Wednesday, June 24, 2009

The Bias Against Stay-At-Home Mothers

I work and interact with many young, single, childless woman in a professional, college educated work environment. What strikes me is how deep the belief runs that being a stay-at-home mother is in no way a worthy or fulfilling job. I recently had a conversation with a young woman expressing my empathy for a woman that recently returned to work after being on maternity leave. Her reaction was more of relief that the new mother is probably excited to get back to work after 3 months of boredom. What this statement says is that her belief is that it is much more important and fulfilling sitting at a desk, typing e-mails, answering calls, doing presentations and interacting with people that have no real emotional connection to you than it is to guide and care for the everyday needs of the child you carried for 9 months in your womb.
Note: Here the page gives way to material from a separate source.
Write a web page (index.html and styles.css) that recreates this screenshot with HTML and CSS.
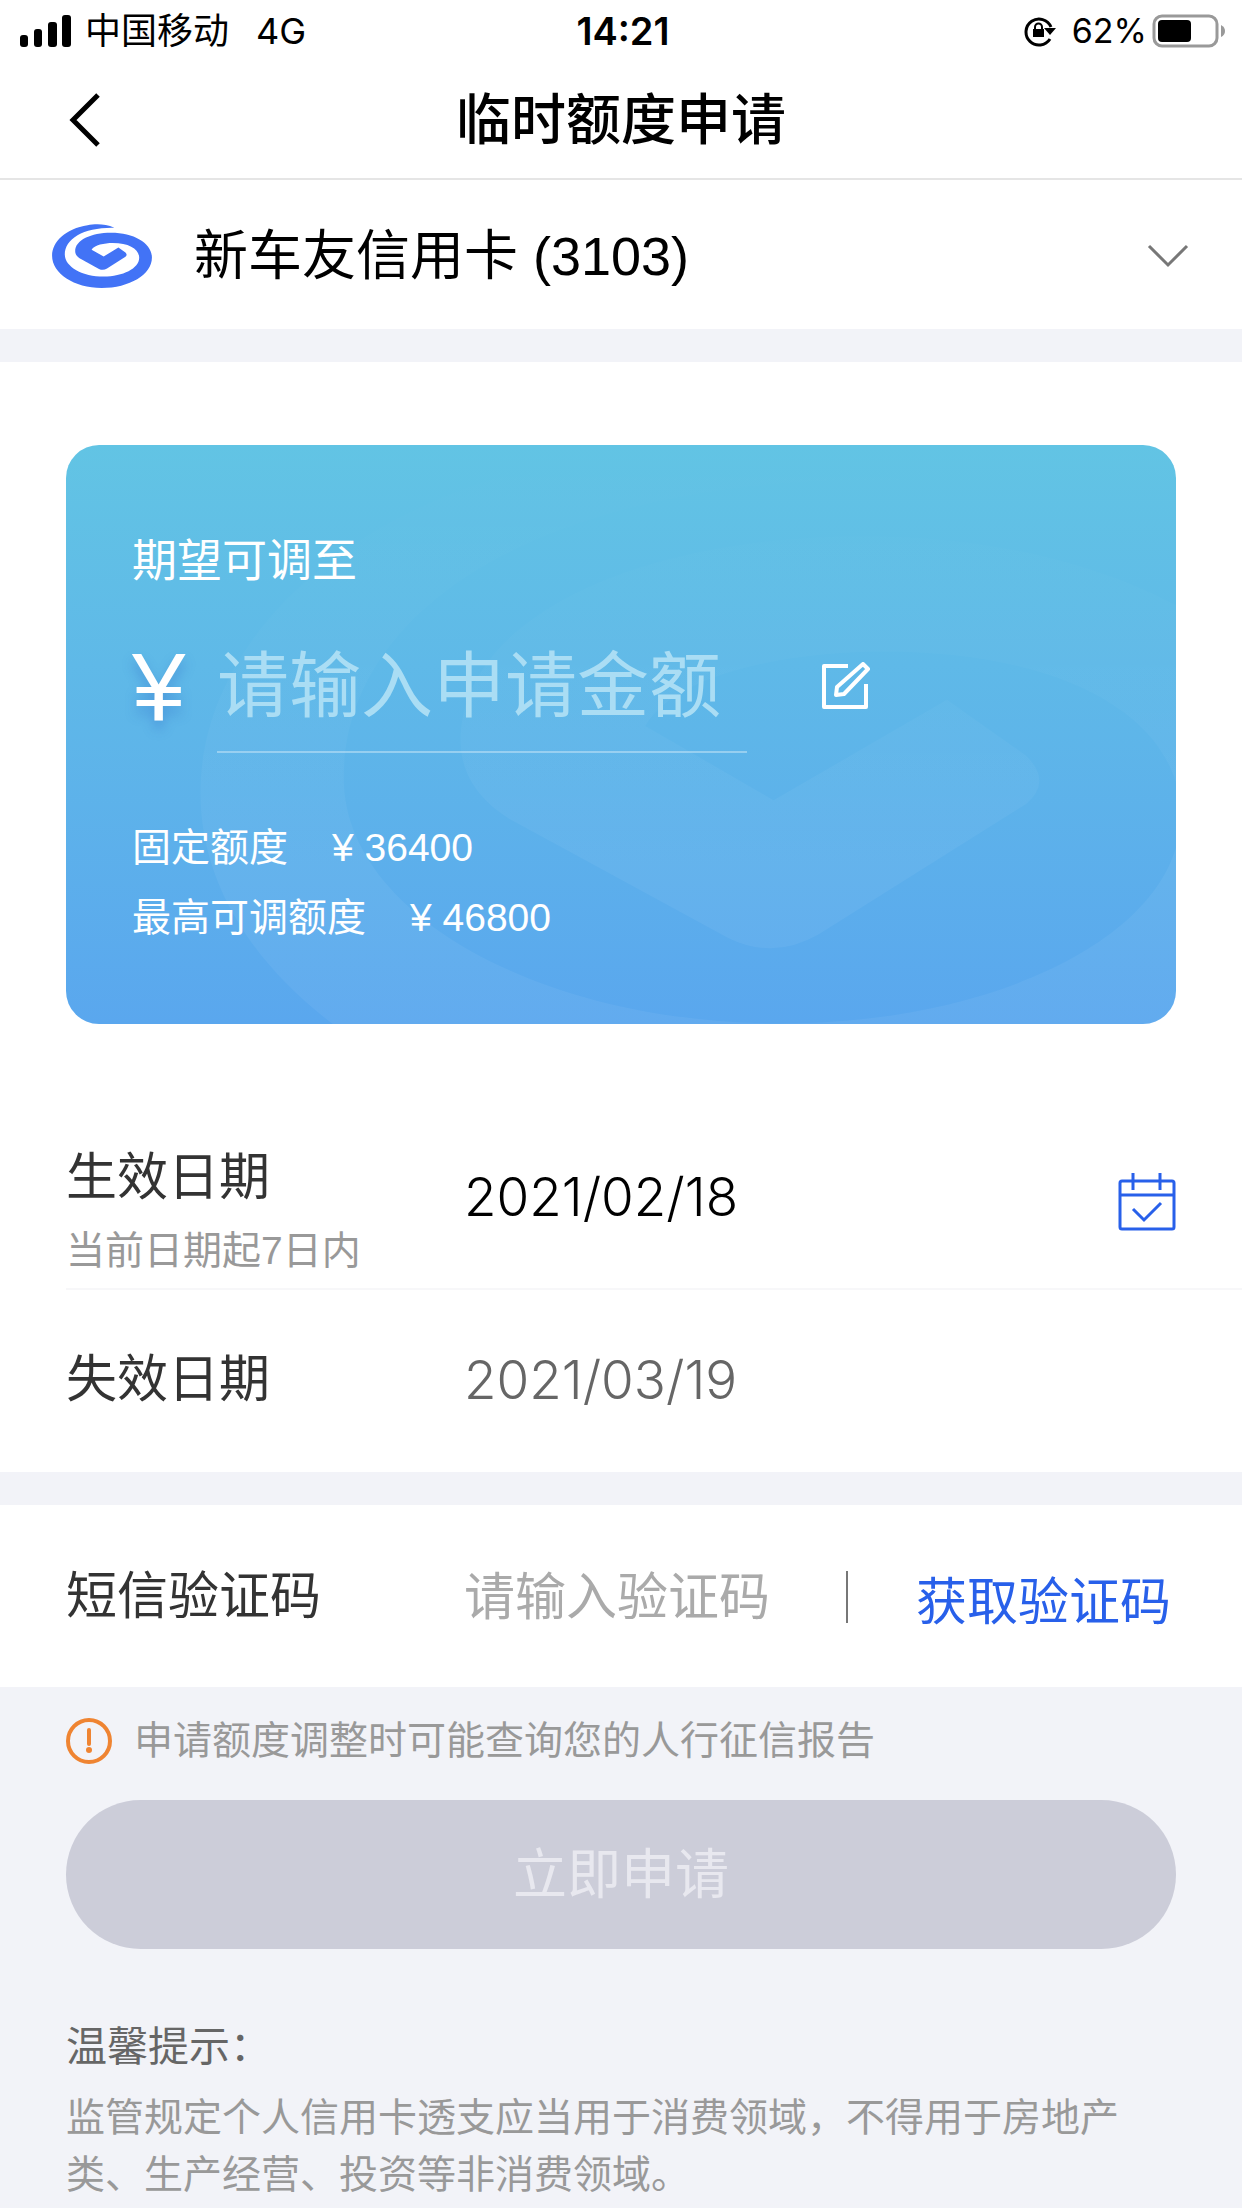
FILE: index.html
```html
<!DOCTYPE html>
<html lang="zh-CN">
<head>
<meta charset="utf-8">
<meta name="viewport" content="width=device-width, initial-scale=1">
<title>临时额度申请</title>
<link rel="stylesheet" href="styles.css">
</head>
<body>
<div class="status">
  <div class="status-left">
    <svg width="52" height="32" viewBox="0 0 52 32" aria-hidden="true"><rect y="20" width="8" height="12" rx="3"/><rect x="14" y="14" width="8" height="18" rx="3"/><rect x="28" y="7" width="9" height="25" rx="3"/><rect x="42" width="9" height="32" rx="3"/></svg>
    <span>中国移动</span>
    <span class="network">4G</span>
  </div>
  <div class="clock">14:21</div>
  <div class="status-right">
    <svg width="34" height="32" viewBox="0 0 34 32" aria-hidden="true">
      <path d="M28 24A13 13 0 1 1 29 12" fill="none" stroke="#000" stroke-width="3"/>
      <path d="M22 13h12l-6 7z"/>
      <path d="M11 14h11v8H11z"/>
      <path d="M13 15v-3a3 3 0 0 1 7 0v3" fill="none" stroke="#000" stroke-width="2"/>
    </svg>
    <span class="percent">62%</span>
    <svg width="74" height="34" viewBox="0 0 74 34" aria-hidden="true">
      <rect x="2" y="2" width="63" height="30" rx="8" fill="none" stroke="#999" stroke-width="3"/>
      <rect x="6" y="6" width="33" height="22" rx="4"/>
      <path d="M69 11q4 2 4 6t-4 6z" fill="#999"/>
    </svg>
  </div>
</div>

<header class="header">
  <button class="back" type="button" aria-label="返回">
    <svg width="34" height="54" viewBox="0 0 34 54"><path d="M30 2L5 27l25 25" fill="none" stroke="#000" stroke-width="5"/></svg>
  </button>
  <h1>临时额度申请</h1>
</header>

<main>
  <form>
    <div class="account">
      <svg class="bank-logo" viewBox="24 27 298 191" aria-hidden="true">
        <path fill="#4273f6" d="M210 38C180 25 150 27 130 31C65 41 24 80 24 122C24 175 90 218 172 218C255 218 322 178 322 127C322 85 270 53 200 53C140 53 93 75 93 108C93 117 98 124 106 129L164 161Q176 167 188 160L243 125Q250 119 243 112L222 97L178 124L142 104C150 90 180 84 205 84C255 84 284 103 284 128C284 160 235 184 178 184C115 184 62 155 62 118C62 70 120 36 210 38Z"/>
      </svg>
      <select class="account-select" aria-label="信用卡"><option>新车友信用卡 (3103)</option></select>
      <svg class="chevron" width="44" height="26" viewBox="0 0 44 26" aria-hidden="true"><path d="M3 3l19 19L41 3" fill="none" stroke="#777" stroke-width="3"/></svg>
    </div>

    <section class="amount">
      <div class="quota">
        <svg class="watermark" viewBox="0 0 1110 579" preserveAspectRatio="xMaxYMin slice" aria-hidden="true">
          <defs><linearGradient id="fade" x1="0" y1="0" x2="0" y2="1"><stop offset="0" stop-color="#fff" stop-opacity="0"/><stop offset="0.3" stop-color="#fff" stop-opacity="0.02"/><stop offset="0.6" stop-color="#fff" stop-opacity="0.05"/></linearGradient></defs>
          <path transform="translate(44 -106) scale(3.77 3.72)" fill="url(#fade)" d="M210 38C180 25 150 27 130 31C65 41 24 80 24 122C24 175 90 218 172 218C255 218 322 178 322 127C322 85 270 53 200 53C140 53 93 75 93 108C93 117 98 124 106 129L164 161Q176 167 188 160L243 125Q250 119 243 112L222 97L176 124L142 104C150 90 180 84 205 84C255 84 284 103 284 128C284 160 235 184 178 184C115 184 62 155 62 118C62 70 120 36 210 38Z"/>
        </svg>
        <label class="quota-label" for="amount">期望可调至</label>
        <div class="quota-entry">
          <span class="yen">¥</span>
          <input class="quota-input" id="amount" type="text" inputmode="decimal" placeholder="请输入申请金额">
          <button class="edit" type="button" aria-label="编辑金额">
            <svg width="50" height="50" viewBox="0 0 50 50"><path d="M27 4H3v41h42V22" fill="none" stroke="#fff" stroke-width="4" stroke-linejoin="round"/><path d="M42 2l5 5-24 25-8 1 1-8z" fill="none" stroke="#fff" stroke-width="4" stroke-linejoin="round"/></svg>
          </button>
        </div>
        <p class="quota-line"><span>固定额度</span><span>¥ 36400</span></p>
        <p class="quota-line"><span>最高可调额度</span><span>¥ 46800</span></p>
      </div>
    </section>

    <section class="dates">
      <div class="row row-start">
        <div class="row-label">
          <label for="start">生效日期</label>
          <small>当前日期起7日内</small>
        </div>
        <input class="field date" id="start" type="text" value="2021/02/18" readonly>
        <button class="calendar" type="button" aria-label="选择日期">
          <svg width="58" height="58" viewBox="0 0 58 58"><g fill="none" stroke="#2860ea" stroke-width="3"><rect x="2" y="8" width="54" height="48" rx="2"/><path d="M2 22h54M15 0v17M42 0v17M15 36l11 11 17-17"/></g></svg>
        </button>
      </div>
      <div class="row row-end">
        <label class="row-label" for="end">失效日期</label>
        <input class="field date field-muted" id="end" type="text" value="2021/03/19" readonly>
      </div>
    </section>

    <section class="row row-code">
      <label class="row-label" for="code">短信验证码</label>
      <input class="field" id="code" type="text" inputmode="numeric" placeholder="请输入验证码">
      <button class="get-code" type="button">获取验证码</button>
    </section>

    <p class="notice">
      <svg width="46" height="46" viewBox="0 0 46 46" aria-hidden="true"><circle cx="23" cy="23" r="21" fill="none" stroke="#ef8432" stroke-width="4"/><path d="M23 12v14" stroke="#ef8432" stroke-width="4" stroke-linecap="round"/><circle cx="23" cy="32" r="3" fill="#ef8432"/></svg>
      <span>申请额度调整时可能查询您的人行征信报告</span>
    </p>
    <div class="actions"><button class="submit" type="submit" disabled>立即申请</button></div>
  </form>

  <section class="tips">
    <h2>温馨提示：</h2>
    <p>监管规定个人信用卡透支应当用于消费领域，不得用于房地产类、生产经营、投资等非消费领域。</p>
  </section>
</main>
</body>
</html>
```
FILE: styles.css
```css
* { box-sizing: border-box; }

body {
  margin: 0;
  background: #f2f3f8;
  color: #000;
  font-family: "Liberation Sans", "Noto Sans CJK SC", sans-serif;
}

h1, h2, p { margin: 0; font-weight: 400; }

button, input, select {
  margin: 0;
  padding: 0;
  border: 0;
  background: none;
  color: inherit;
  font: inherit;
}

input { min-width: 0; }
svg { display: block; flex: none; }

/* Status bar */
.status {
  display: grid;
  grid-template-columns: 1fr auto 1fr;
  align-items: center;
  height: 62px;
  padding: 0 16px 0 20px;
  background: #fff;
  font-family: Inter, "Noto Sans CJK SC", sans-serif;
  font-size: 36px;
  line-height: 62px;
}

.status-left, .status-right { display: flex; align-items: center; }
.status-left { gap: 13px; }
.network { margin-left: 14px; }
.status-right { justify-content: flex-end; }
.percent { margin: 0 5px 0 16px; font-size: 34px; }
.clock { font-size: 38px; font-weight: 600; }

/* Title bar */
.header {
  display: grid;
  grid-template-columns: 1fr auto 1fr;
  align-items: center;
  height: 118px;
  padding: 0 68px;
  border-bottom: 2px solid #e5e5e5;
  background: #fff;
}

.back { justify-self: start; }
.header h1 { font-size: 55px; font-weight: 500; line-height: 80px; }

/* Card picker */
.account {
  display: flex;
  align-items: center;
  gap: 42px;
  height: 149px;
  padding: 2px 52px 0;
  background: #fff;
}

.bank-logo { width: 100px; height: 64px; }

.account-select {
  flex: 1;
  height: 80px;
  appearance: none;
  font-size: 54px;
}

/* Amount card */
.amount {
  margin-top: 33px;
  padding: 83px 66px 0;
  background: #fff;
}

.quota {
  position: relative;
  padding: 84px 66px 71px;
  overflow: hidden;
  border-radius: 33px;
  background: linear-gradient(#62c4e4, #5aa7ee);
  color: #fff;
}

.watermark { position: absolute; inset: 0; width: 100%; height: 100%; }
.quota-label, .quota-entry, .quota-line { position: relative; }

.quota-label { display: block; font-size: 45px; line-height: 66px; }

.quota-entry {
  display: flex;
  align-items: center;
  height: 132px;
  margin: 26px 0 60px;
  font-size: 72px;
  text-shadow: 0 8px 12px rgba(50, 110, 200, 0.4);
}

.yen { width: 85px; font-size: 96px; line-height: 132px; }

.quota-input {
  width: 530px;
  height: 132px;
  border-bottom: 2px solid rgba(255, 255, 255, 0.35);
}

.quota-input::placeholder { color: #aaddf4; opacity: 1; }
.edit { margin-left: 74px; }

.quota-line {
  display: flex;
  gap: 44px;
  font-size: 39px;
  line-height: 70px;
}

/* Form rows */
.dates { padding: 118px 0 0 66px; background: #fff; }

.row { display: flex; align-items: center; font-size: 51px; }
.row-label { flex: none; width: 398px; color: #333; line-height: 72px; }
.row-label label { display: block; }
.row-label small { display: block; color: #999; font-size: 39px; line-height: 74px; }

.row-start {
  align-items: flex-start;
  padding-right: 66px;
  border-bottom: 2px solid #f7f7f9;
}

.row-start .field { height: 110px; }
.calendar { display: flex; align-items: center; height: 120px; }

.row-end { height: 182px; padding-bottom: 2px; }

.field { flex: 1; height: 80px; }
.date { font-family: Inter, sans-serif; font-size: 53px; font-weight: 300; }
.field-muted { color: #666; }

.row-code {
  height: 182px;
  margin-top: 33px;
  padding: 2px 71px 0 66px;
  background: #fff;
}

.field::placeholder { color: #aaa; opacity: 1; }

.get-code {
  padding: 12px 0 0 68px;
  border-left: 2px solid #777;
  color: #2860ea;
  line-height: 40px;
}

/* Notice and submit */
.notice {
  display: flex;
  align-items: center;
  gap: 22px;
  height: 106px;
  padding: 2px 66px 0;
  color: #999;
  font-size: 39px;
  line-height: 56px;
}

.actions { padding: 7px 66px 0; }

.submit {
  display: block;
  width: 100%;
  height: 149px;
  border-radius: 75px;
  background: #cccdd9;
  color: #e8e8ef;
  font-size: 54px;
  line-height: 80px;
}

/* Tips */
.tips { padding: 66px 66px 0; }
.tips h2 { color: #666; font-size: 41px; line-height: 64px; }
.tips p { margin-top: 10px; color: #999; font-size: 39px; line-height: 57px; }
```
It is better to close that sale than to see your child’s first steps. I understand that financial situations often cause the mother to have to return to work, and not to mention a single mother’s burden. This is not a statement on either of this situations. I am commenting on the bias that so many young ladies have toward being a mother. This bias is so strong that so many woman are waiting until they get older and older to have children. Our dropping birth rates support this belief. We have scared woman into having children and shamed them for wanting to stay at home. I get excited any time I hear of a woman that has gone on leave and decided to not come back. I am so thankful that we have been blessed to be able to have my wife stay at home. We do so at great sacrifice financially. The work she does at home will pay off for generations to come.